By Ciara Long, Contributing Reporter

RIO DE JANEIRO, BRAZIL – On Saturday 17th December, one of Rio’s largest favela communities, Complexo do Alemão, saw the opening of a new co-working space for entrepreneurs. The inauguration of the space, named Casas Brotas (Sprout House) began at 4PM with a debate on innovation, technology, creativity and networks from local entrepreneurs.

Complexo do Alemão, Brazil, Brazil News, Rio de Janeiro, favela, entrepreneurship
Complexo do Alemão, photo by Tomaz Silva/Agência Brasil.

Casas Brotas was created by a group of friends in the area, including local comedian and actor Marcel Magano. It hopes to provide a place for existing communication entrepreneurs to work from, as well as to serve as an incubator for aspiring and actual entrepreneurs to meet and exchange ideas.

Magano believes that establishing a formal space will encourage more interactions between Rio’s businesses and the city’s favelas, which have always had an entrepreneurial spirit. “Here in the favela there are many innovative people,” he said. “The idea is to develop advertising works and business projects within the Complexo do Alemão and also our own work, as well as creating partnerships.”

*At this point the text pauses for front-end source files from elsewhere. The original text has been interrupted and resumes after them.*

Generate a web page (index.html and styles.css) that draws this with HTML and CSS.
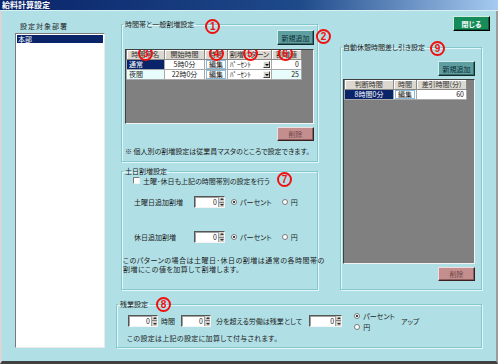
FILE: index.html
```html
<!DOCTYPE html>
<html lang="ja">
<head>
  <meta charset="UTF-8" />
  <title>給料計算設定</title>
  <link rel="stylesheet" href="styles.css">
</head>
<body>
<div class="window">
  <div class="titlebar">給料計算設定</div>

  <div class="client">

    <!-- 部署一覧 -->
    <div class="dept">
      <div class="dept-label">設定対象部署</div>
      <ul class="listbox">
        <li class="selected">本部</li>
      </ul>
    </div>

    <!-- 時間帯と一般割増設定 -->
    <fieldset class="group group-time">
      <legend>時間帯と一般割増設定<span class="mark mark-1">1</span></legend>
      <div class="toolbar">
        <button class="btn btn-add">新規追加</button>
        <span class="mark mark-2">2</span>
      </div>
      <div class="grid grid-time">
        <table>
          <colgroup>
            <col style="width:38px"><col style="width:40px"><col style="width:23px"><col style="width:44px"><col style="width:30px">
          </colgroup>
          <thead>
            <tr>
              <th>時間帯名<span class="mark mark-3">3</span></th>
              <th>開始時間</th>
              <th>時間<span class="mark mark-4">4</span></th>
              <th>割増パターン<span class="mark mark-5">5</span></th>
              <th>割増値<span class="mark mark-6">6</span></th>
            </tr>
          </thead>
          <tbody>
            <tr>
              <td class="name selected">通常</td>
              <td class="time">5時0分</td>
              <td class="edit"><span class="cell-btn">編集</span></td>
              <td class="combo"><div class="combo-box"><span>ﾊﾟｰｾﾝﾄ</span><span class="drop"></span></div></td>
              <td class="num">0</td>
            </tr>
            <tr>
              <td class="name alt">夜間</td>
              <td class="time">22時0分</td>
              <td class="edit"><span class="cell-btn">編集</span></td>
              <td class="combo"><div class="combo-box"><span>ﾊﾟｰｾﾝﾄ</span><span class="drop"></span></div></td>
              <td class="num alt">25</td>
            </tr>
          </tbody>
        </table>
      </div>
      <div class="toolbar toolbar-del">
        <button class="btn btn-del">削除</button>
      </div>
      <p class="note">※ 個人別の割増設定は従業員マスタのところで設定できます。</p>
    </fieldset>

    <!-- 閉じる / 自動休憩 -->
    <div class="right">
      <button class="btn btn-close">閉じる</button>
      <fieldset class="group group-break">
        <legend>自動休憩時間差し引き設定<span class="mark mark-9">9</span></legend>
        <div class="toolbar">
          <button class="btn btn-add">新規追加</button>
        </div>
        <div class="grid grid-break">
          <table>
            <colgroup>
              <col style="width:49px"><col style="width:23px"><col style="width:50px">
            </colgroup>
            <thead>
              <tr><th>判断時間</th><th>時間</th><th>差引時間(分)</th></tr>
            </thead>
            <tbody>
              <tr>
                <td class="time selected">8時間0分</td>
                <td class="edit"><span class="cell-btn">編集</span></td>
                <td class="num">60</td>
              </tr>
            </tbody>
          </table>
        </div>
        <div class="toolbar toolbar-del">
          <button class="btn btn-del">削除</button>
        </div>
      </fieldset>
    </div>

    <!-- 土日割増設定 -->
    <fieldset class="group group-weekend">
      <legend>土日割増設定</legend>
      <label class="check-row">
        <span class="checkbox"></span>
        <span class="check-text">土曜･休日も上記の時間帯別の設定を行う<span class="mark mark-7">7</span></span>
      </label>
      <div class="field-row field-sat">
        <span class="field-label">土曜日追加割増</span>
        <span class="spin"><span class="spin-val">0</span><span class="spin-btn"></span></span>
        <span class="radio-opt opt-pct"><span class="radio on"></span>パーセント</span>
        <span class="radio-opt opt-yen"><span class="radio"></span>円</span>
      </div>
      <div class="field-row field-hol">
        <span class="field-label">休日追加割増</span>
        <span class="spin"><span class="spin-val">0</span><span class="spin-btn"></span></span>
        <span class="radio-opt opt-pct"><span class="radio on"></span>パーセント</span>
        <span class="radio-opt opt-yen"><span class="radio"></span>円</span>
      </div>
      <p class="note note-weekend">このパターンの場合は土曜日･休日の割増は通常の各時間帯の<br>割増にこの値を加算して割増します。</p>
    </fieldset>

    <!-- 残業設定 -->
    <fieldset class="group group-overtime">
      <legend>残業設定<span class="mark mark-8">8</span></legend>
      <div class="ot-row">
        <span class="spin spin-sm"><span class="spin-val">0</span><span class="spin-btn"></span></span>
        <span class="ot-unit">時間</span>
        <span class="spin spin-sm"><span class="spin-val">0</span><span class="spin-btn"></span></span>
        <span class="ot-text">分を超える労働は残業として</span>
        <span class="spin spin-lg"><span class="spin-val">0</span><span class="spin-btn"></span></span>
        <span class="radio-stack">
          <span class="radio-opt"><span class="radio on"></span>パーセント</span>
          <span class="radio-opt"><span class="radio"></span>円</span>
        </span>
        <span class="ot-up">アップ</span>
      </div>
      <p class="note note-ot">この設定は上記の設定に加算して付与されます。</p>
    </fieldset>

  </div>
</div>
</body>
</html>
```

FILE: styles.css
```css
* {
  box-sizing: border-box;
}

body {
  margin: 0;
  font-family: "Noto Sans CJK JP", "Noto Sans", sans-serif;
  font-size: 7px;
  font-feature-settings: "palt";
  color: #1c1c1c;
}

.window {
  width: 498px;
  height: 364px;
  display: flex;
  flex-direction: column;
  background-color: #b0e0e6;
  overflow: hidden;
}

.titlebar {
  height: 11px;
  line-height: 10px;
  padding-left: 2px;
  color: white;
  font-weight: bold;
  font-size: 8px;
  background: linear-gradient(to right, #0a246a 0%, #1e4a8a 60%, #a6caf0 100%);
  border-bottom: 1px solid #d8f2f4;
}

.client {
  flex: 1;
  display: grid;
  grid-template-columns: 90px 16px 197px 22px 150px;
  grid-template-rows: auto auto auto;
  align-content: start;
  padding: 5px 0 0 13px;
  border-left: 2px solid #d6d6d6;
  border-right: 2px solid #9c9c9c;
  border-bottom: 3px solid #404040;
}

/* 部署 */
.dept {
  grid-column: 1;
  grid-row: 1 / 4;
  display: flex;
  flex-direction: column;
  margin-top: 5px;
}

.dept-label {
  height: 12px;
  padding-left: 5px;
  letter-spacing: 1px;
}

.listbox {
  flex: 1;
  margin: 0;
  padding: 1px;
  list-style: none;
  background-color: white;
  border: 1px solid;
  border-color: #7a7a7a #eaeaea #eaeaea #7a7a7a;
}

.listbox li {
  height: 8px;
  line-height: 8px;
  padding-left: 1px;
}

.listbox .selected {
  background-color: #0a246a;
  color: white;
}

/* group frames */
.group {
  margin: 0;
  padding: 0 3px;
  min-width: 0;
  border: 1px solid #86c6cd;
  box-shadow: inset 1px 1px 0 #e2f7f8, 1px 1px 0 #e2f7f8;
}

.group legend {
  position: relative;
  padding: 0 2px;
  margin-left: -2px;
  line-height: 9px;
}

.group-time {
  grid-column: 3;
  grid-row: 1;
  margin-top: 4px;
  height: 142px;
  display: flex;
  flex-direction: column;
}

.group-weekend {
  grid-column: 3;
  grid-row: 2;
  margin-top: 5px;
  height: 123px;
}

.group-overtime {
  grid-column: 3 / 6;
  grid-row: 3;
  margin: 10px 0 0 -5px;
  width: 366px;
  height: 48px;
}

.right {
  grid-column: 5;
  grid-row: 1 / 3;
  display: flex;
  flex-direction: column;
  align-items: flex-end;
}

.group-break {
  align-self: flex-start;
  width: 142px;
  flex: 1;
  margin-top: 12px;
  padding: 0 6px 0 2px;
  display: flex;
  flex-direction: column;
}

/* buttons */
.btn {
  font: inherit;
  padding: 0;
  border: 1px solid;
  cursor: pointer;
}

.btn-add {
  width: 37px;
  height: 15px;
  background-color: #5e9fa1;
  color: #0d2a30;
  border-color: #d4eeee #102c2c #102c2c #d4eeee;
  box-shadow: inset -1px -1px 0 #3c6c6e;
}

.btn-del {
  width: 37px;
  height: 14px;
  background-color: #c48e8e;
  color: #6c4646;
  border-color: #f0dede #3a2020 #3a2020 #f0dede;
  box-shadow: inset -1px -1px 0 #8a5e5e;
}

.btn-close {
  width: 37px;
  height: 15px;
  background-color: #168c5a;
  color: white;
  font-weight: bold;
  border-color: #cfeee0 #000 #000 #cfeee0;
  box-shadow: inset -1px -1px 0 #0c5a38;
}

.toolbar {
  position: relative;
  display: flex;
  justify-content: flex-end;
  margin-top: 1px;
}

.group-break .toolbar {
  margin-top: 9px;
}

.toolbar-del {
  margin-top: 3px;
}

.group-break .toolbar-del {
  margin: 3px 0 8px;
}

/* data grids */
.grid {
  background-color: #808080;
  border: 1px solid;
  border-color: #404040 #f4f4f4 #f4f4f4 #404040;
  overflow: hidden;
}

.grid-time {
  margin-top: 4px;
  height: 75px;
}

.grid-break {
  margin-top: 3px;
  flex: 1;
}

.grid table {
  border-collapse: collapse;
  table-layout: fixed;
}

.grid th {
  position: relative;
  height: 9px;
  padding: 0;
  font-weight: normal;
  line-height: 8px;
  text-align: center;
  white-space: nowrap;
  color: #333;
  background-color: #dcd8d0;
  border-right: 1px solid #8a8a8a;
  border-bottom: 1px solid #8a8a8a;
  box-shadow: inset 1px 1px 0 white;
}

.grid td {
  height: 10px;
  padding: 0 2px;
  line-height: 8px;
  white-space: nowrap;
  background-color: white;
  border: 1px solid #a8a8a8;
}

.grid td.selected {
  background-color: #0a246a;
  color: white;
}

.grid td.alt {
  background-color: #e8fcfc;
}

.grid td.time {
  text-align: center;
}

.grid td.num {
  text-align: right;
}

.grid td.edit {
  padding: 0 1px;
}

.cell-btn {
  display: block;
  height: 9px;
  line-height: 7px;
  text-align: center;
  background-color: white;
  border: 1px solid #88bcd8;
}

.grid td.combo {
  padding: 0 1px 0 2px;
}

.combo-box {
  display: flex;
  align-items: center;
  justify-content: space-between;
}

.drop {
  position: relative;
  width: 7px;
  height: 7px;
  background-color: #d4d0c8;
  border: 1px solid;
  border-color: #f4f4f4 #404040 #404040 #f4f4f4;
}

.drop::after {
  content: "";
  position: absolute;
  left: 1px;
  top: 2px;
  border-left: 2px solid transparent;
  border-right: 2px solid transparent;
  border-top: 2px solid black;
}

.note {
  margin: 6px 0 0;
  line-height: 9px;
  white-space: nowrap;
}

/* 土日割増 */
.check-row {
  display: flex;
  align-items: center;
  height: 9px;
  margin-left: 8px;
}

.checkbox {
  width: 7px;
  height: 7px;
  margin-right: 3px;
  background-color: white;
  border: 1px solid;
  border-color: #7a7a7a #f4f4f4 #f4f4f4 #7a7a7a;
}

.check-text {
  position: relative;
}

.field-row {
  display: flex;
  align-items: center;
  height: 12px;
  margin-left: 9px;
}

.field-sat {
  margin-top: 11px;
}

.field-hol {
  margin-top: 23px;
}

.field-label {
  width: 60px;
}

.spin {
  display: inline-flex;
  width: 31px;
  height: 12px;
  background-color: white;
  border: 1px solid;
  border-color: #555 #f4f4f4 #f4f4f4 #555;
  box-shadow: inset 1px 1px 0 #a0a0a0;
}

.spin-val {
  flex: 1;
  text-align: right;
  line-height: 10px;
  padding-right: 1px;
}

.spin-btn {
  position: relative;
  width: 6px;
  background: linear-gradient(#d4d0c8 0 45%, #808080 45% 55%, #d4d0c8 55% 100%);
  border-left: 1px solid #a0a0a0;
}

.spin-btn::before,
.spin-btn::after {
  content: "";
  position: absolute;
  left: 1px;
  border-left: 2px solid transparent;
  border-right: 2px solid transparent;
}

.spin-btn::before {
  top: 1px;
  border-bottom: 2px solid #333;
}

.spin-btn::after {
  bottom: 1px;
  border-top: 2px solid #333;
}

.radio-opt {
  display: inline-flex;
  align-items: center;
  gap: 3px;
  height: 8px;
}

.opt-pct {
  margin-left: 6px;
}

.opt-yen {
  margin-left: 10px;
}

.radio {
  position: relative;
  width: 6px;
  height: 6px;
  border-radius: 50%;
  background-color: white;
  border: 1px solid #7a7a7a;
}

.radio.on::after {
  content: "";
  position: absolute;
  left: 1px;
  top: 1px;
  width: 2px;
  height: 2px;
  border-radius: 50%;
  background-color: black;
}

.note-weekend {
  margin: 13px 0 0 -2px;
  letter-spacing: 0.5px;
}

/* 残業設定 */
.ot-row {
  display: flex;
  align-items: center;
  height: 20px;
  margin: 2px 0 0 8px;
}

.spin-sm {
  width: 30px;
}

.spin-lg {
  width: 33px;
  margin-left: 7px;
}

.ot-unit {
  margin: 0 6px 0 3px;
}

.ot-text {
  margin-left: 5px;
}

.radio-stack {
  display: flex;
  flex-direction: column;
  gap: 3px;
  margin-left: 12px;
}

.ot-up {
  margin-left: 6px;
}

.note-ot {
  margin: 3px 0 0 7px;
  letter-spacing: 0.3px;
}

/* 注釈番号 */
.mark {
  position: absolute;
  width: 15px;
  height: 15px;
  border: 2px solid #f01010;
  border-radius: 50%;
  color: #f01010;
  font: bold 10px/11px "Liberation Sans", sans-serif;
  text-align: center;
}

.mark-1 {
  left: calc(100% + 9px);
  top: -1px;
}

.mark-2 {
  right: -17px;
  top: -1px;
}

.grid th .mark {
  left: 50%;
  top: -4px;
  margin-left: -7px;
}

.grid th .mark-6 {
  margin-left: -9px;
}

.mark-7 {
  left: calc(100% + 7px);
  top: -4px;
}

.mark-8 {
  left: calc(100% + 6px);
  top: -3px;
}

.mark-9 {
  left: calc(100% + 3px);
  top: -2px;
}
```
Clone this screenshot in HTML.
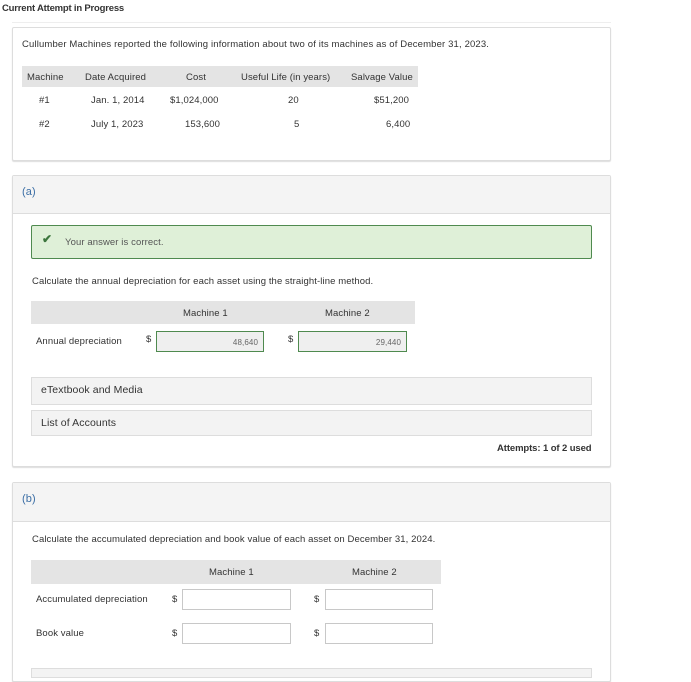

Magano and his fellow comedian Patrick Sonato among the entrepreneurs currently using the space. It is also shared by several local entrepreneurs, including youth technology education initiative GatoMÍDIA, favela-based community news sites Boca de Favela and AmareVê, and youth reading project Favelê.

GatoMÍDIA founder, Thamyra Thâmara, sees the space’s inauguration as a chance for favela-led creativity to gain recognition by the formal city. “Many creative projects produced within favelas are not embedded and legitimized in the city’s innovation circuit, as many of these circuits do not view popular demands as legitimate sources within the creative process,” she said. “We believe that the favela can point the way to building an intelligent, sustainable and connected city.”

Statistics from the Instituto Data Favela’s (Institute for Favela Data) 2015 research found that entrepreneurial aspirations are more common within favelas: approximately 55 percent of those living in favelas intend to start their own business over the next three years, compared to 23 percent of the general population.

With two-thirds of these intending to do so within their own favela, and more than half coming from a lower socioeconomic class, initiatives such as Casas Brotas could help launch economic development and empowerment of the city’s favelas like Complexo do Alemão.